Pitch Vs Tone Vs Timbre Vs Technique Vs Texture Vs Overtone: What’s the Difference?

Pitch Vs Tone Vs Timbre Vs Technique Vs Texture Vs Overtone: What’s the Difference?

Written by Cameron Mayo

If you new to the music world, you may not understand all of the technical descriptions for sounds that vocals and other instruments make. There are few important words to know so that you can understand other musicians and producers are talking about. These will also be helpful for when you get feedback, you will know what you need to improve. This article will define the most common aspects of music so you can talk to and understand other musicians.


Pitch refers to how high or low a note sounds. Specifically, pitch refers to the frequency of soundwaves your instrument or voice are producing. The higher the frequency, the higher the pitch.


Tone is an aspect of the quality of a sound identified regularity in its vibrations. Simple tones only have one frequency, an example would be the sound made by a tuning fork. Complex tones have a couple of simple tones, known as partial tones. As a tone gets more complex, you end up with overtones. We will discuss those later on.

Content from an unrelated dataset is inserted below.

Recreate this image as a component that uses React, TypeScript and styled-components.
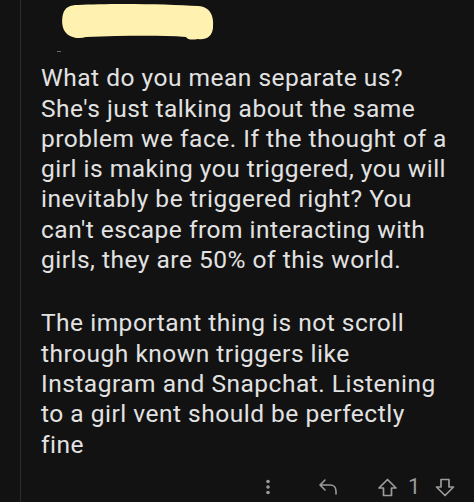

Timbre also references the quality of different sounds. It is easily one of the most distinguishable characteristic of a type of sound aside from the pitch and loudness. Simply put, it’s the difference in timbre that helps you identify a flute from a cello, even when they are playing the same pitch. It is one of the broadest designations a sound can have and identifies the most obvious characteristics of a sound. Words like “tinny, dark, and bright” are common ways to describe the timbre of the sound.

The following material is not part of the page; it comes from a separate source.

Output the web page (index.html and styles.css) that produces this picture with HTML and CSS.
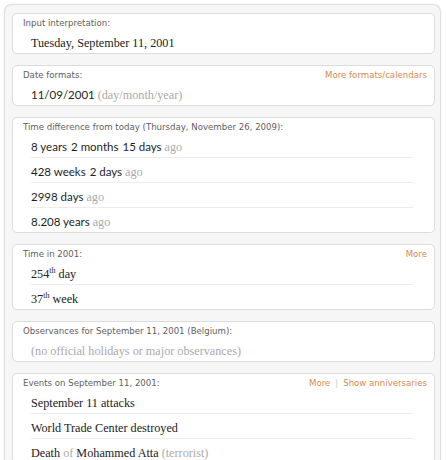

Pitch Vs Tone Vs Timbre Vs Technique Vs Texture Vs Overtone: What’s the Difference?


Technique refers to the ability of the musician to control their instruments (or their voice) to produce the exact sound they need to for their music. To improve your technique, you need to practicing. There are countless exercises for every instrument that will help you improve agility and muscular sensitivity. You also need to practice ear training. This will help you recognize patterns of notes and chords, as well as help you to tune their instrument. Technique covers a wide variety of areas in music and is the foundation of a musicians ability to play.

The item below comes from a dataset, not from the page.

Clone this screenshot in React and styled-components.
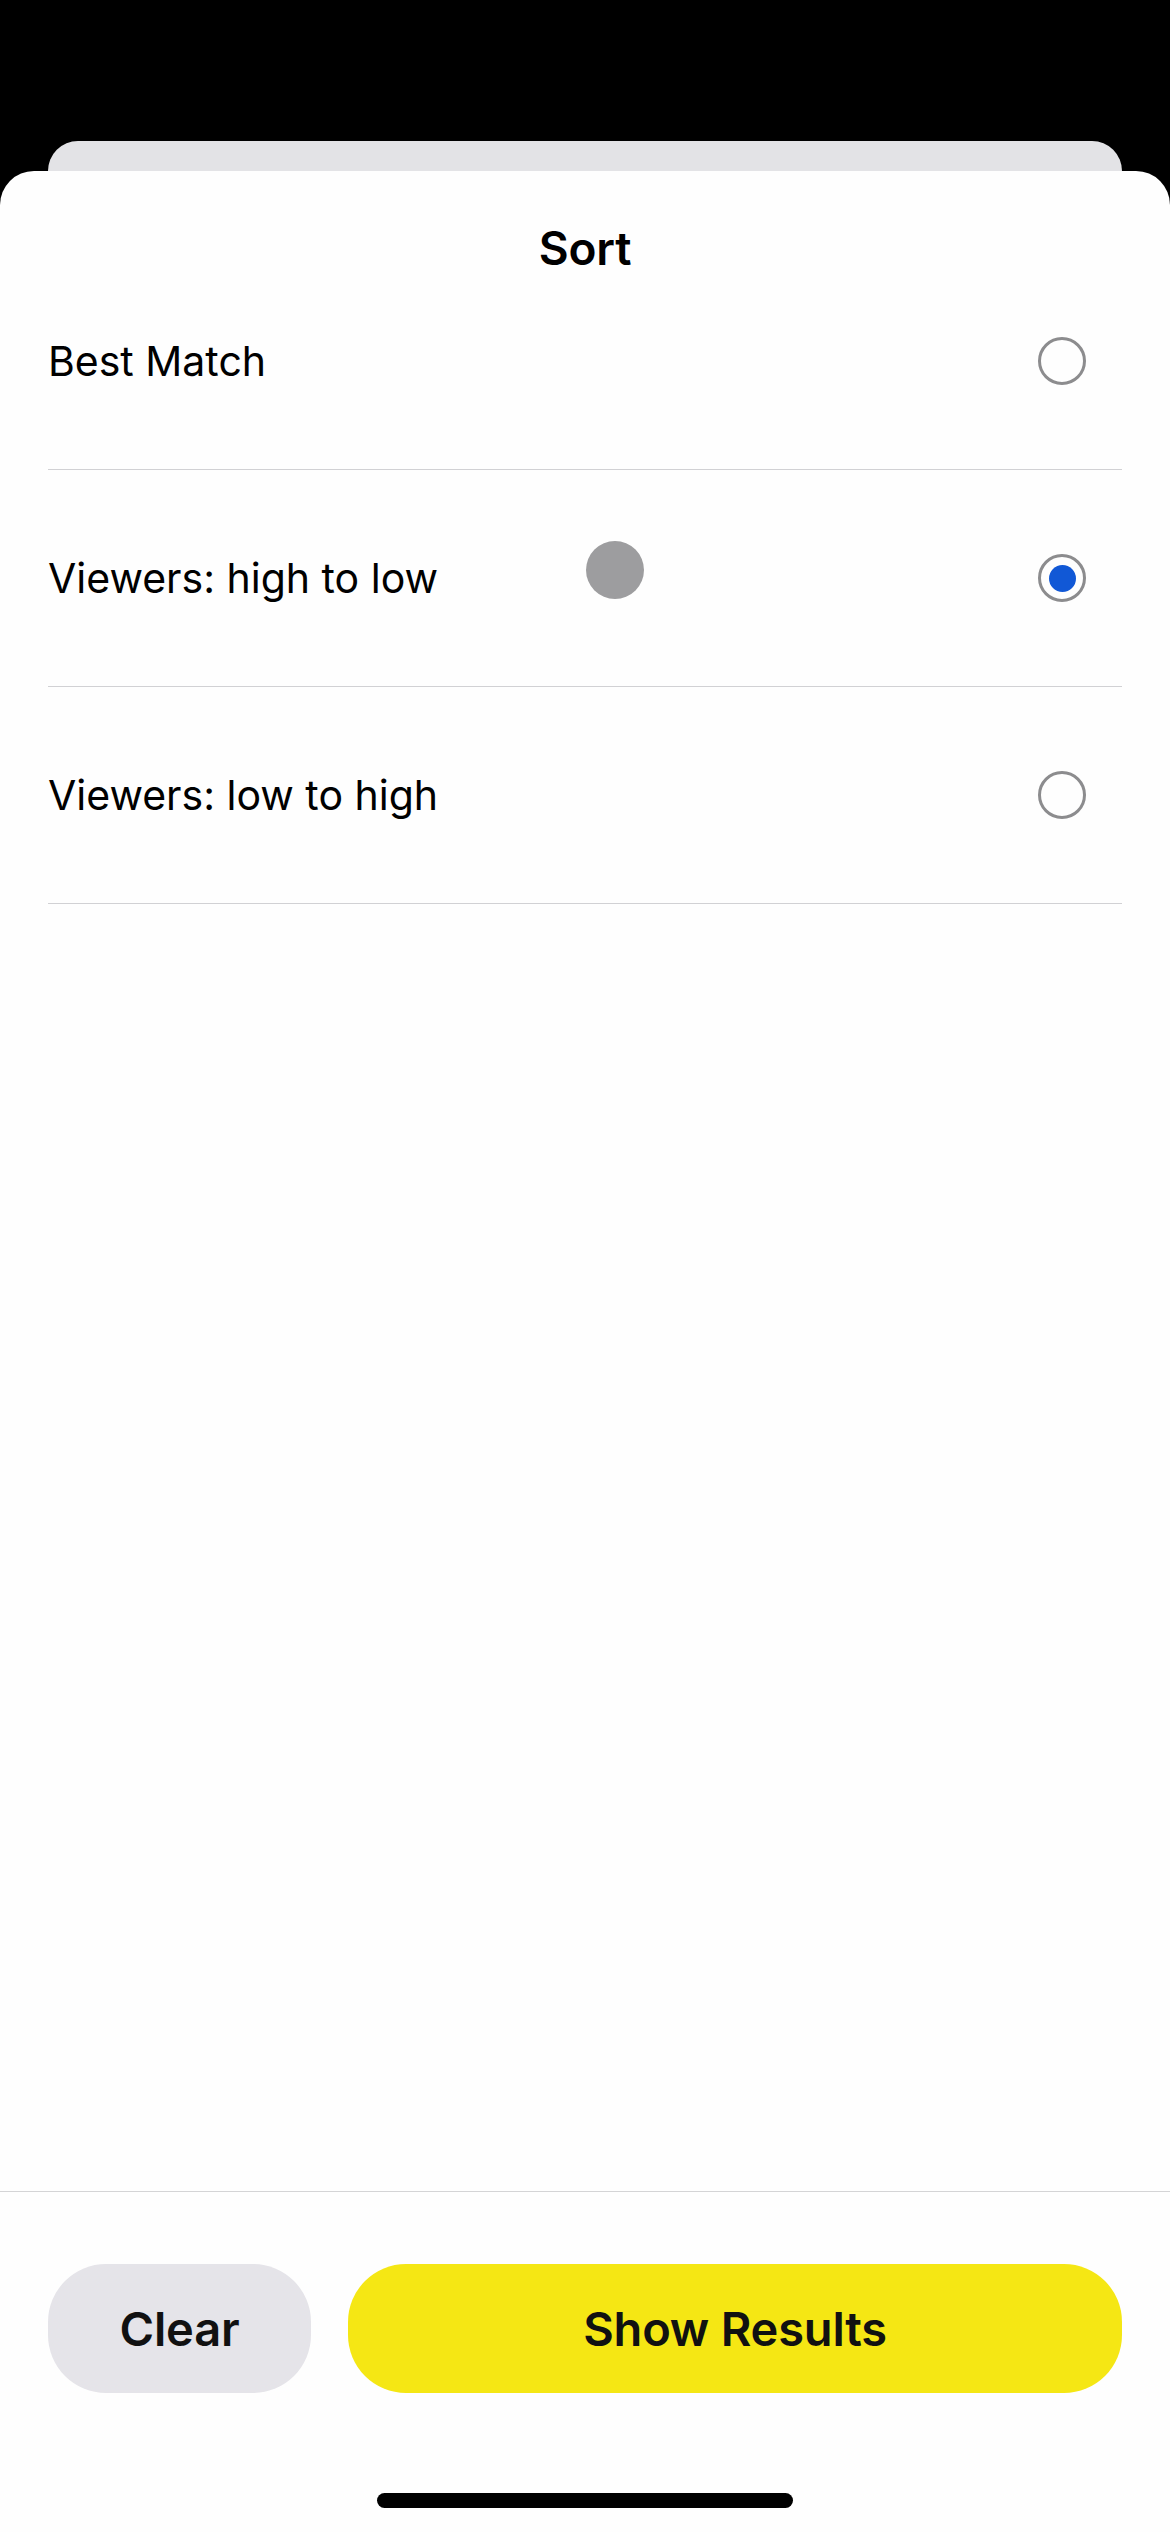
import React from "react";
import styled, { createGlobalStyle } from "styled-components";

const Global = createGlobalStyle`
  html, body { margin: 0; padding: 0; background: #000; }
  body { font-family: Inter, "Noto Sans", "Liberation Sans", sans-serif; -webkit-font-smoothing: antialiased; }
  * { box-sizing: border-box; }
`;

const Screen = styled.div`
  width: 1170px;
  height: 2532px;
  background: #000;
  display: flex;
  flex-direction: column;
  overflow: hidden;
`;

const BackCard = styled.div`
  flex-shrink: 0;
  margin: 141px 48px 0;
  height: 30px;
  background: #e3e3e6;
  border-radius: 30px 30px 0 0;
`;

const Sheet = styled.div`
  position: relative;
  flex: 1;
  background: #fefefe;
  border-radius: 34px 34px 0 0;
  display: flex;
  flex-direction: column;
`;

const Header = styled.div`
  height: 82px;
  flex-shrink: 0;
  display: flex;
  justify-content: center;
`;

const Title = styled.h1`
  margin: 50px 0 0;
  height: 54px;
  line-height: 54px;
  font-size: 46px;
  font-weight: 600;
  color: #000;
  letter-spacing: -0.2px;
`;

const List = styled.div`
  padding: 0 48px;
  display: flex;
  flex-direction: column;
`;

const Row = styled.div`
  height: 217px;
  display: flex;
  align-items: center;
  justify-content: space-between;
  border-bottom: 1px solid #d1d1d4;
`;

const Label = styled.span`
  font-size: 41px;
  font-weight: 400;
  color: #000;
  letter-spacing: 0;
`;

const Radio = styled.span`
  width: 48px;
  height: 48px;
  margin-right: 36px;
  border-radius: 50%;
  border: 3.5px solid #8c8c8e;
  display: flex;
  align-items: center;
  justify-content: center;
  &::after {
    content: "";
    width: 27px;
    height: 27px;
    border-radius: 50%;
    background: ${(p) => (p.$checked ? "#1158d6" : "transparent")};
  }
`;

const TouchDot = styled.div`
  position: absolute;
  left: 586px;
  top: 370px;
  width: 58px;
  height: 58px;
  border-radius: 50%;
  background: #9d9d9f;
`;

const Spacer = styled.div`
  flex: 1;
`;

const Footer = styled.div`
  flex-shrink: 0;
  border-top: 1px solid #d4d4d6;
  padding: 72px 48px 24px;
  display: flex;
  flex-direction: column;
  align-items: center;
`;

const Buttons = styled.div`
  width: 100%;
  display: flex;
  gap: 37px;
`;

const Button = styled.button`
  height: 129px;
  border: none;
  border-radius: 58px;
  font-family: inherit;
  font-size: 47px;
  font-weight: 600;
  color: #111;
  background: ${(p) => (p.$primary ? "#f5e714" : "#e5e4e9")};
  flex: ${(p) => (p.$primary ? "1" : "0 0 263px")};
  letter-spacing: -0.2px;
`;

const HomeBar = styled.div`
  margin-top: 100px;
  width: 416px;
  height: 15px;
  border-radius: 8px;
  background: #000;
`;

const options = [
  { label: "Best Match", checked: false },
  { label: "Viewers: high to low", checked: true },
  { label: "Viewers: low to high", checked: false },
];

export default function App() {
  return (
    <>
      <Global />
      <Screen>
        <BackCard />
        <Sheet>
          <Header>
            <Title>Sort</Title>
          </Header>
          <List>
            {options.map((o) => (
              <Row key={o.label}>
                <Label>{o.label}</Label>
                <Radio $checked={o.checked} />
              </Row>
            ))}
          </List>
          <TouchDot />
          <Spacer />
          <Footer>
            <Buttons>
              <Button>Clear</Button>
              <Button $primary>Show Results</Button>
            </Buttons>
            <HomeBar />
          </Footer>
        </Sheet>
      </Screen>
    </>
  );
}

Texture is used to describe how the tempo, harmonic, and melodic materials are created in a composition to determine the quality of sound in the piece. There are many layers to every song, even the simplest sounding ones. Layers of instruments and vocals come together to create the texture. More instruments and voices often make a thicker texture while fewer makes a thinner texture. There are different types of musical textures including monophonic, biphonic, and homophonic.


This is where complex tones come in. Overtones refer to other frequencies that are much higher than what is known as the “fundamental frequency”. The fundamental frequency is the pitch we hear when a note is played. Overtones are a series of pitches that compliment the fundamental frequency and give the the pitch a unique sound. This helps us differential between instruments as each instrument produces a different series of overtones. For instance, if you take a violin and a piano and play the same note you will get very different overtones.


Music may seem very simple, but there are many different parts that work together to create the music you love. Each of these aspects are important to making a song as unique as the artist creating it. Now that you have a foundational vocabulary, get practicing! Learn some music theory! It takes time and effort to get good at music and now is the best time to start. Good luck!